Al-Qardhawi mengakhiri
tulisannya dengan anjuran yang lebih utama bagi seorang muslim atau muslimah -
yang komitmen pada agamanya - ialah tidak memulai berjabat tangan dengan lain
jenis. Tetapi, apabila diajak berjabat tangan barulah ia menjabat tangannya.
Dari tulisan al-Qardhawi,
dapat dipahamai bahwa dalam hal ini, ia sangat berhati-hati dalam memutuskan
hukum berjabat tangan. Karena dia dan kita semua sama-sama megetahui bahwa
berjabatan tangan telah menjadi kebiasaan di antara manusia, demikian pula di dalam
masyarakat kita. Berjabat tangan telah menjadi tradisi dan dianggap sebagai
sebuah cara menghormati dan memberikan sambutan baik terhadap orang lain.
Tradisi ini telah melekat
sekian lama di dalam kehidupan bermasyarakat di dalam umat ini. Bahkan ketika
seseorang yang tidak menerima atau menolak jabatan tangan dari orang lain, maka
ia akan dianggap tidak mempunyai adab dan etika sopan santun dalam bergaul.

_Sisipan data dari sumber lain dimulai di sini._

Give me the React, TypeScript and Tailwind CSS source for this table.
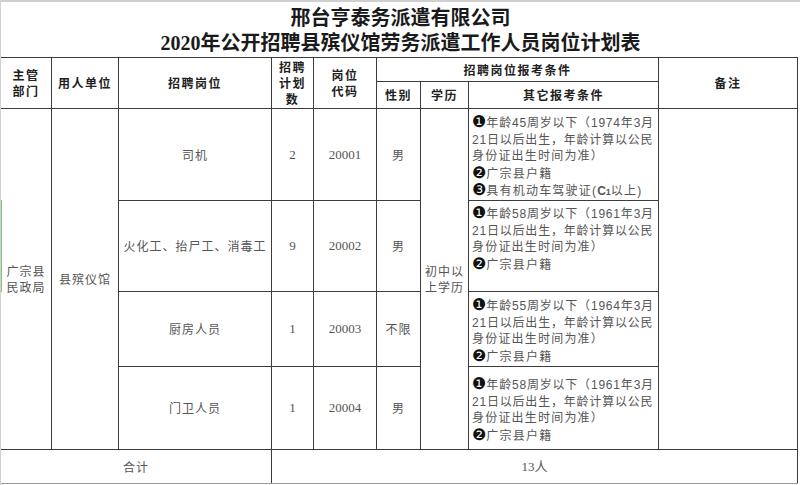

Di sisi lain, kita mengetahui
bahwa Islam sendiri adalah agama yang penuh dengan akhlak dan etika yang mulia,
yang sangat menjaga kehormatan dan kesucian manusia, baik jasad maupun ruh dan
jiwanya. Oleh karena itu, kehati-hatian adalah sikap yang paling utama dalam
hal ini.
Bagi
penulis, sesungguhnya hukum dasar mushafahah
dengan orang yang bukan mahram adalah haram. Keharaman ini di
maksudkan untuk menutup pintu fitnah dan kerusakan atau sadd al-dzari’ah. Karena
jika zina diharamkan oleh Allah, maka hal-hal yang dapat menyebabkan perzinaan
terjadi menjadi haram hukumnya. Demikian juga halnya dengan mushafahah.
Namun tidak pada semua kasus berjabat tangan dengan orang yang bukan mahram
dihukumi haram. karena sebagaimana dijelaskan sebelumnya bahwa ada orang-orang
tertentu yang dibolehkan bagi kita untuk berjabat tangan dengannya.
Demikian pula jika terjadi
hal sebagai mana yang disebutkan oleh al-Qardhawi seperti adanya kunjungan
kerabat yang sudah lama tidak bertemu, sehingga ia membolehkan berjabat tangan.
Maka dalam hal ini penulis lebih cenderung kepada kehati-hatian, yaitu dengan
menggunakan alas tangan atau sebagainya sehingga tidak lansung mengenai kulit
tangan.
Wallahu
a’lam.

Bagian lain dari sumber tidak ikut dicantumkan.